Mike Hickey is a horror movie enthusiast and a filmmaker that grew up in Grand Falls-Windsor. One of the local legends he recalls from his childhood was the inspiration for an amateur short film he made last fall through a first-time filmmakers course offered by Newfoundland Independent Filmmaking Cooperative.

“I knew I needed a ghost story, so I used one I grew up with and changed it a little bit,” Hickey told the Advertiser.

The story, Hickey said, surrounded an old mansion on Dunn Place in Grand Falls-Windsor.

“The story goes, there was a family that lived in this house, and there was this little boy. One day, he was siding down the banister in the house playing superhero wearing a towel or a cape wrapped around his neck, while he was sliding down he got caught up and the little boy got hanged,” explained Hickey. “It’s a very sad story, very dark, and the thing is, we all knew the story growing up (and) we always heard the house was haunted because of what happened. It was a very creepy house for us growing up.”
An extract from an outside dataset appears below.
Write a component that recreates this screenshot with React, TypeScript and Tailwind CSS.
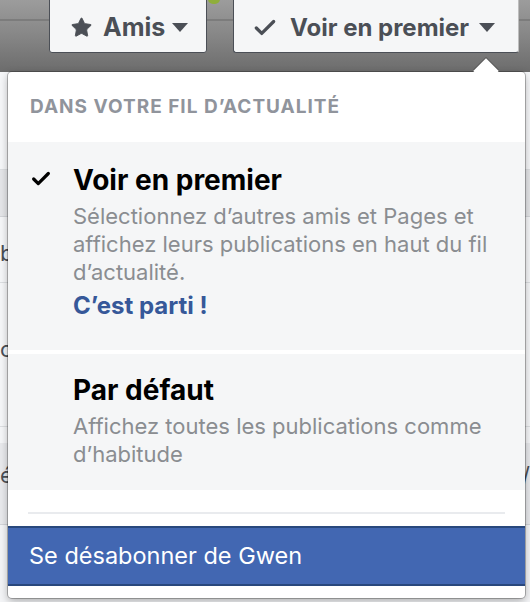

Hickey said he wasn’t comfortable using the story exactly as he remembered it for the 11-minute film, and ended up making a few changes to the storyline, like setting it in St. John’s and involving two children instead of one.

“Growing up as a kid, this was a true story, but as I got older I realized it could have been one of those exaggerated things that never happened,” he said. “But after my mom heard an interview (I did about the film). She called me and said she didn’t know that story was what I had based the film on, and said she remembered it actually happening in (the early 1980s).”

Hickey remembers more tales of other haunted areas in Grand Falls-Windsor, and said as a kid, he and his friends had great fun sharing stories and speculating on what horrors from beyond the grave lurked in the dark corners of the community.

“I’ve always been fascinated with it,” he said.

No matter where you live, from the smallest communities to the biggest cities, you’ll always be able to find scary tales of the spirits many once thought, and some still think, share the spaces you call home. All you have to do is look – but be careful – who knows what you might find!